Nonetheless, there were situations in which the feature enabled data to circumvent data centres, and this was seized upon as evidence that Huawei equipment could be used for cybercrimes or espionage.

Recent news that a Huawei executive was arrested on espionage charges in Poland has done little to quell concerns. The company immediately sacked Wang Weijing, who was apprehended together with Polish former intelligence official Piotr Durbajlo on suspicion of working for Chinese intelligence agencies. Huawei stated that his activities had no connection to the company, and said Wang had brought their name into “disrepute”.

In a recent interview with the Financial Times, Zhang Ming – the Chinese envoy to the European Union – claimed that a “security story” was being spun around Huawei in an attempt to stoke fear against Chinese network equipment. Zhang warned that issuing official bans against the use of Huawei equipment could be detrimental to global cooperation - scientifically and economically, as well as in terms of 5G deployment.
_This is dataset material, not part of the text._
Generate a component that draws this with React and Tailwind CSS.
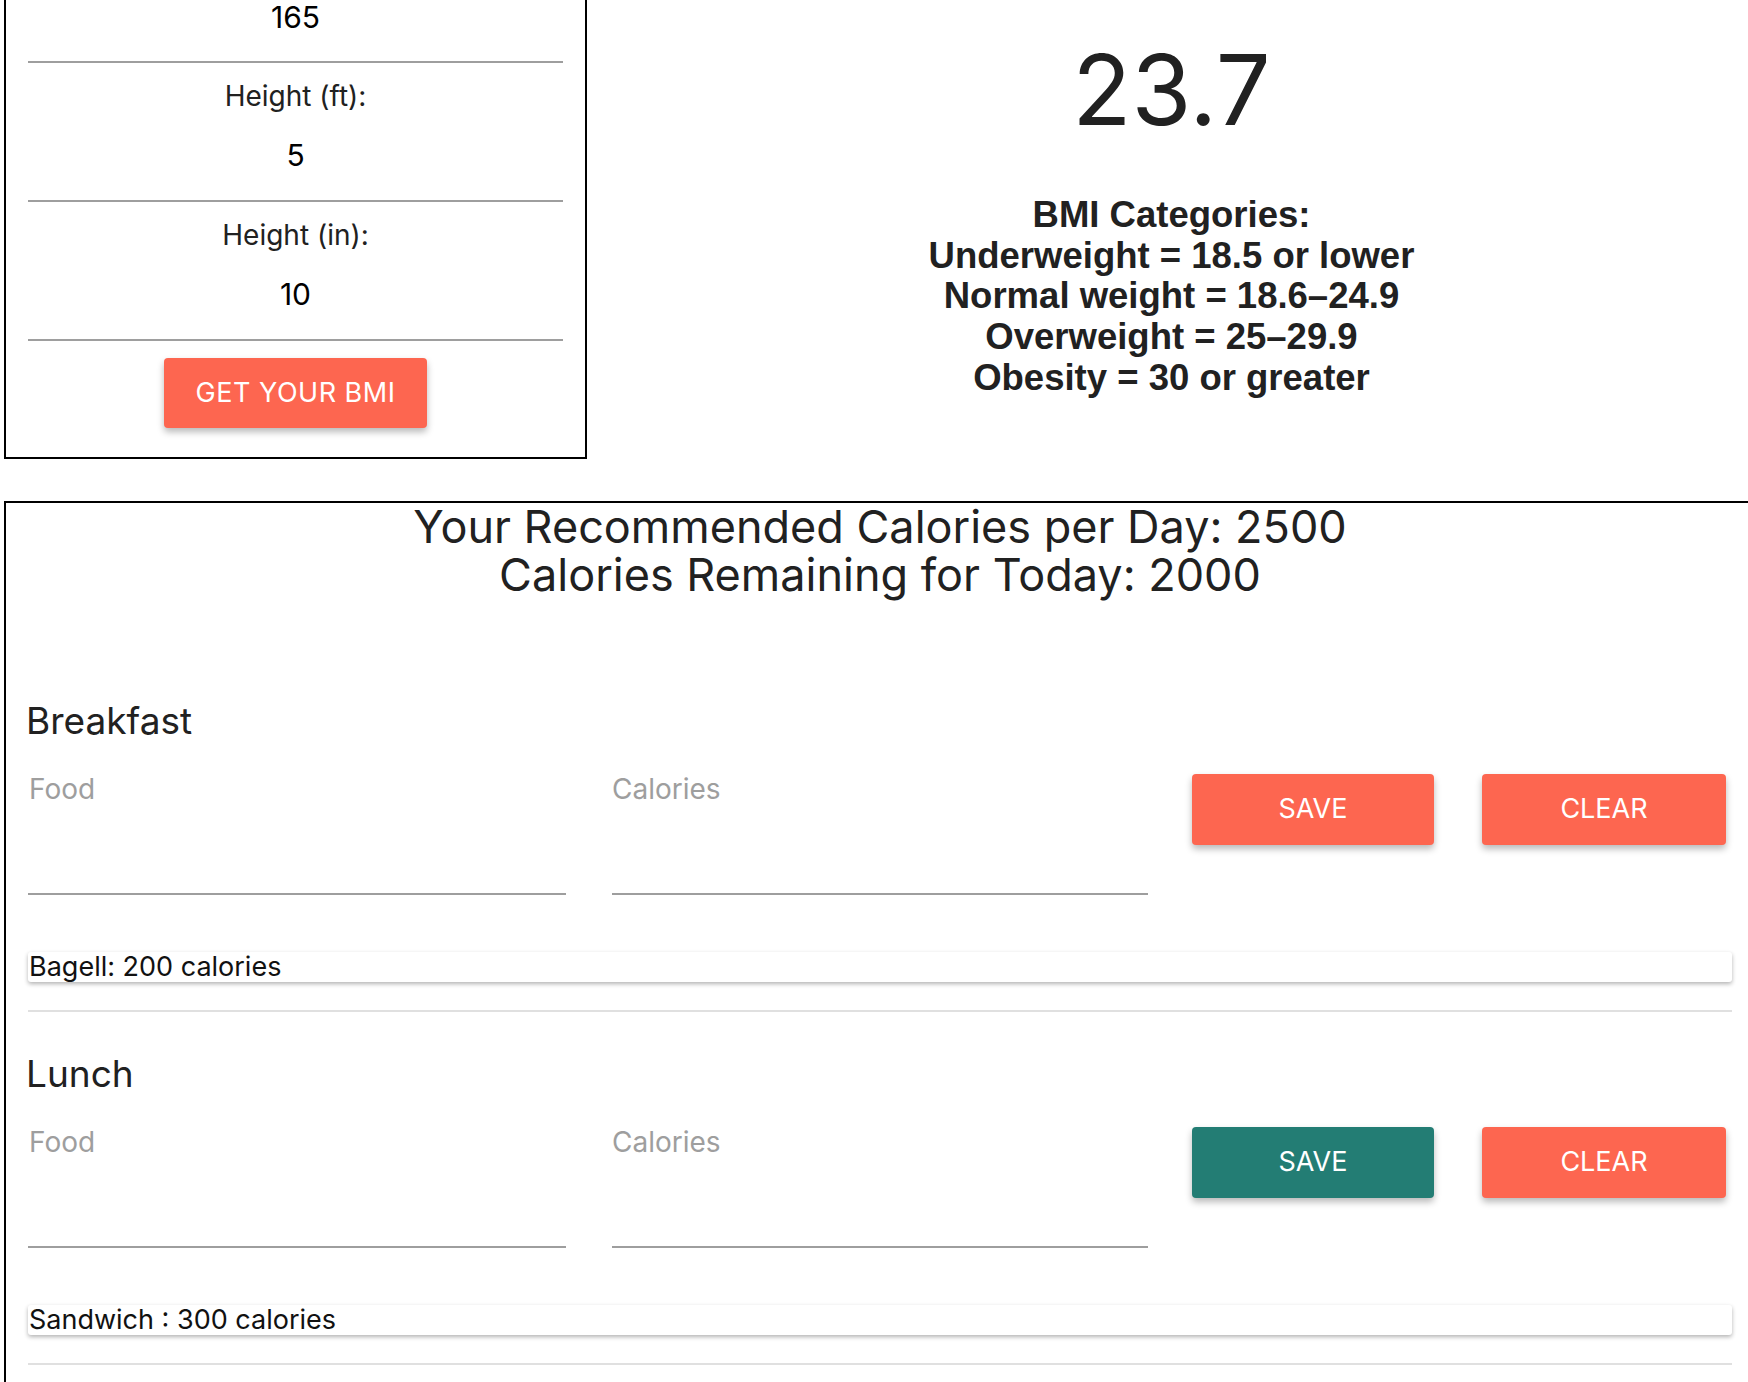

Huawei has displayed a willingness to work with authorities to demonstrate that its equipment does not present any security risks, and it has expressed that it is open to amending its business practices in order to avoid being frozen out of the UK market, which is an important foothold for it in Western Europe.

Vodafone Group – headquartered in the UK – last week stated that it would suspend deployment of Huawei equipment in its European core networks, but the group’s CEO Nick Read appeared to defend Huawei by stating that banning the vendor’s equipment would impede the flow of 5G deployment in Europe, as well as increasing the costs.
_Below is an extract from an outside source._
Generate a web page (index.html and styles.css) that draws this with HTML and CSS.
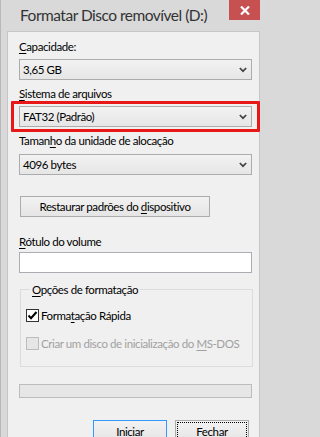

It is clear that the US is unwilling to cede its technological lead to Huawei in the 5G era, but equally it is demonstrable that operators consider Huawei’s equipment to be essential going forward. While there are grounds for concerns that Chinese equipment could be used for espionage, there is little evidence that this is the case.

Moreover, the US has expressed a readiness to exploit backdoors in Huawei’s equipment for its own purposes, but it has been unable to locate any. Does this suggest that they do not exist, or merely that they are difficult to find? And what does it infer about the level of access that the US enjoys to equipment manufactured by Western vendors? As we roll inexorably towards the 5G era, these questions will only become more pertinent.